▶ Dataset extract:
/---

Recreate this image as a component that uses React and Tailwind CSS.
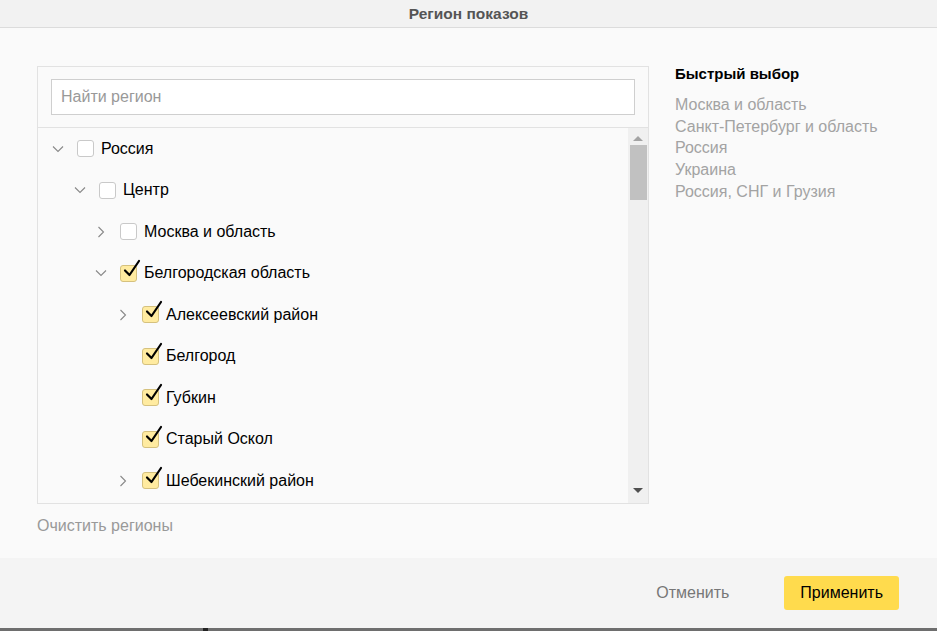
import React from "react";

const rows = [
  { label: "Россия", level: 0, arrow: "down", checked: false },
  { label: "Центр", level: 1, arrow: "down", checked: false },
  { label: "Москва и область", level: 2, arrow: "right", checked: false },
  { label: "Белгородская область", level: 2, arrow: "down", checked: true },
  { label: "Алексеевский район", level: 3, arrow: "right", checked: true },
  { label: "Белгород", level: 3, arrow: null, checked: true },
  { label: "Губкин", level: 3, arrow: null, checked: true },
  { label: "Старый Оскол", level: 3, arrow: null, checked: true },
  { label: "Шебекинский район", level: 3, arrow: "right", checked: true },
];

const quick = [
  "Москва и область",
  "Санкт-Петербург и область",
  "Россия",
  "Украина",
  "Россия, СНГ и Грузия",
];

const indents = ["pl-[13px]", "pl-[35px]", "pl-[56px]", "pl-[78px]"];

function Arrow({ dir }) {
  if (!dir) return <span className="block w-[14px] shrink-0" />;
  return (
    <svg width="14" height="14" viewBox="0 0 14 14" className="shrink-0">
      {dir === "down" ? (
        <path d="M2 4.5 L7 9.5 L12 4.5" fill="none" stroke="#888" strokeWidth="1.1" />
      ) : (
        <path d="M4.5 2 L9.5 7 L4.5 12" fill="none" stroke="#888" strokeWidth="1.1" />
      )}
    </svg>
  );
}

function Checkbox({ checked }) {
  return (
    <span
      className={
        "relative ml-[12px] block h-[17px] w-[17px] shrink-0 rounded-[3px] border " +
        (checked ? "border-[#d5c17e] bg-[#ffeba0]" : "border-[#c9c9c9] bg-white")
      }
    >
      {checked && (
        <svg width="22" height="22" viewBox="0 0 22 22" className="absolute left-[1px] top-[-8px]">
          <path d="M3 12.5 L7.5 17 L17 3" fill="none" stroke="#000" strokeWidth="2.2" strokeLinecap="round" strokeLinejoin="round" />
        </svg>
      )}
    </span>
  );
}

export default function App() {
  return (
    <div className="flex h-[631px] w-[937px] flex-col font-['Liberation_Sans',Arial,sans-serif]">
      <div className="flex h-[28px] shrink-0 items-center justify-center border-b border-[#dcdcdc] bg-[#f2f2f2] text-[15.5px] font-bold text-[#555]">
        Регион показов
      </div>

      <div className="flex flex-1 gap-[26px] bg-[#fafafa] pl-[37px] pt-[38px]">
        <div className="flex flex-col">
          <div className="flex h-[438px] w-[612px] flex-col border border-[#e2e2e2]">
            <div className="border-b border-[#e2e2e2] px-[13px] pb-[12px] pt-[12px]">
              <div className="flex h-[36px] items-center border border-[#cfcfcf] bg-white px-[9px] text-[16px] text-[#999]">
                Найти регион
              </div>
            </div>
            <div className="flex min-h-0 flex-1">
              <div className="flex-1">
                {rows.map((r) => (
                  <div
                    key={r.label}
                    className={"flex h-[41.5px] items-center " + indents[r.level]}
                  >
                    <Arrow dir={r.arrow} />
                    <Checkbox checked={r.checked} />
                    <span className="ml-[7px] text-[16px] text-black">{r.label}</span>
                  </div>
                ))}
              </div>
              <div className="flex w-[20px] flex-col items-center bg-[#f0f0f0]">
                <svg width="10" height="6" viewBox="0 0 10 6" className="mt-[7px]">
                  <path d="M0 6 L5 1 L10 6 Z" fill="#a3a3a3" />
                </svg>
                <div className="mt-[4px] h-[55px] w-[17px] bg-[#c1c1c1]" />
                <div className="flex-1" />
                <svg width="10" height="6" viewBox="0 0 10 6" className="mb-[9px]">
                  <path d="M0 0 L5 5 L10 0 Z" fill="#505050" />
                </svg>
              </div>
            </div>
          </div>
          <div className="mt-[10px] text-[16px] text-[#999]">Очистить регионы</div>
        </div>

        <div className="-mt-[2px]">
          <div className="text-[15px] font-bold leading-[20px] text-black">Быстрый выбор</div>
          <div className="mt-[10px] flex flex-col">
            {quick.map((q) => (
              <div key={q} className="text-[16px] leading-[21.7px] text-[#a3a3a3]">
                {q}
              </div>
            ))}
          </div>
        </div>
      </div>

      <div className="flex h-[70px] shrink-0 items-center justify-end gap-[55px] bg-[#f4f4f4] pr-[38px]">
        <span className="text-[16px] text-[#777]">Отменить</span>
        <button className="h-[34px] rounded-[3px] bg-[#ffdb4d] px-[16px] text-[16px] text-black">
          Применить
        </button>
      </div>
      <div className="relative h-[3px] shrink-0 bg-[#6e6e6e]">
        <div className="absolute left-[203px] top-0 h-[3px] w-[5px] bg-[#222]" />
      </div>
    </div>
  );
}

\---

▶ Work to complete: Leave the pictures out and copy the rest of the data exactly.

▶ Exercise result:
Recreate this image as a component that uses React and Tailwind CSS.
import React from "react";

const rows = [
  { label: "Россия", level: 0, arrow: "down", checked: false },
  { label: "Центр", level: 1, arrow: "down", checked: false },
  { label: "Москва и область", level: 2, arrow: "right", checked: false },
  { label: "Белгородская область", level: 2, arrow: "down", checked: true },
  { label: "Алексеевский район", level: 3, arrow: "right", checked: true },
  { label: "Белгород", level: 3, arrow: null, checked: true },
  { label: "Губкин", level: 3, arrow: null, checked: true },
  { label: "Старый Оскол", level: 3, arrow: null, checked: true },
  { label: "Шебекинский район", level: 3, arrow: "right", checked: true },
];

const quick = [
  "Москва и область",
  "Санкт-Петербург и область",
  "Россия",
  "Украина",
  "Россия, СНГ и Грузия",
];

const indents = ["pl-[13px]", "pl-[35px]", "pl-[56px]", "pl-[78px]"];

function Arrow({ dir }) {
  if (!dir) return <span className="block w-[14px] shrink-0" />;
  return (
    <svg width="14" height="14" viewBox="0 0 14 14" className="shrink-0">
      {dir === "down" ? (
        <path d="M2 4.5 L7 9.5 L12 4.5" fill="none" stroke="#888" strokeWidth="1.1" />
      ) : (
        <path d="M4.5 2 L9.5 7 L4.5 12" fill="none" stroke="#888" strokeWidth="1.1" />
      )}
    </svg>
  );
}

function Checkbox({ checked }) {
  return (
    <span
      className={
        "relative ml-[12px] block h-[17px] w-[17px] shrink-0 rounded-[3px] border " +
        (checked ? "border-[#d5c17e] bg-[#ffeba0]" : "border-[#c9c9c9] bg-white")
      }
    >
      {checked && (
        <svg width="22" height="22" viewBox="0 0 22 22" className="absolute left-[1px] top-[-8px]">
          <path d="M3 12.5 L7.5 17 L17 3" fill="none" stroke="#000" strokeWidth="2.2" strokeLinecap="round" strokeLinejoin="round" />
        </svg>
      )}
    </span>
  );
}

export default function App() {
  return (
    <div className="flex h-[631px] w-[937px] flex-col font-['Liberation_Sans',Arial,sans-serif]">
      <div className="flex h-[28px] shrink-0 items-center justify-center border-b border-[#dcdcdc] bg-[#f2f2f2] text-[15.5px] font-bold text-[#555]">
        Регион показов
      </div>

      <div className="flex flex-1 gap-[26px] bg-[#fafafa] pl-[37px] pt-[38px]">
        <div className="flex flex-col">
          <div className="flex h-[438px] w-[612px] flex-col border border-[#e2e2e2]">
            <div className="border-b border-[#e2e2e2] px-[13px] pb-[12px] pt-[12px]">
              <div className="flex h-[36px] items-center border border-[#cfcfcf] bg-white px-[9px] text-[16px] text-[#999]">
                Найти регион
              </div>
            </div>
            <div className="flex min-h-0 flex-1">
              <div className="flex-1">
                {rows.map((r) => (
                  <div
                    key={r.label}
                    className={"flex h-[41.5px] items-center " + indents[r.level]}
                  >
                    <Arrow dir={r.arrow} />
                    <Checkbox checked={r.checked} />
                    <span className="ml-[7px] text-[16px] text-black">{r.label}</span>
                  </div>
                ))}
              </div>
              <div className="flex w-[20px] flex-col items-center bg-[#f0f0f0]">
                <svg width="10" height="6" viewBox="0 0 10 6" className="mt-[7px]">
                  <path d="M0 6 L5 1 L10 6 Z" fill="#a3a3a3" />
                </svg>
                <div className="mt-[4px] h-[55px] w-[17px] bg-[#c1c1c1]" />
                <div className="flex-1" />
                <svg width="10" height="6" viewBox="0 0 10 6" className="mb-[9px]">
                  <path d="M0 0 L5 5 L10 0 Z" fill="#505050" />
                </svg>
              </div>
            </div>
          </div>
          <div className="mt-[10px] text-[16px] text-[#999]">Очистить регионы</div>
        </div>

        <div className="-mt-[2px]">
          <div className="text-[15px] font-bold leading-[20px] text-black">Быстрый выбор</div>
          <div className="mt-[10px] flex flex-col">
            {quick.map((q) => (
              <div key={q} className="text-[16px] leading-[21.7px] text-[#a3a3a3]">
                {q}
              </div>
            ))}
          </div>
        </div>
      </div>

      <div className="flex h-[70px] shrink-0 items-center justify-end gap-[55px] bg-[#f4f4f4] pr-[38px]">
        <span className="text-[16px] text-[#777]">Отменить</span>
        <button className="h-[34px] rounded-[3px] bg-[#ffdb4d] px-[16px] text-[16px] text-black">
          Применить
        </button>
      </div>
      <div className="relative h-[3px] shrink-0 bg-[#6e6e6e]">
        <div className="absolute left-[203px] top-0 h-[3px] w-[5px] bg-[#222]" />
      </div>
    </div>
  );
}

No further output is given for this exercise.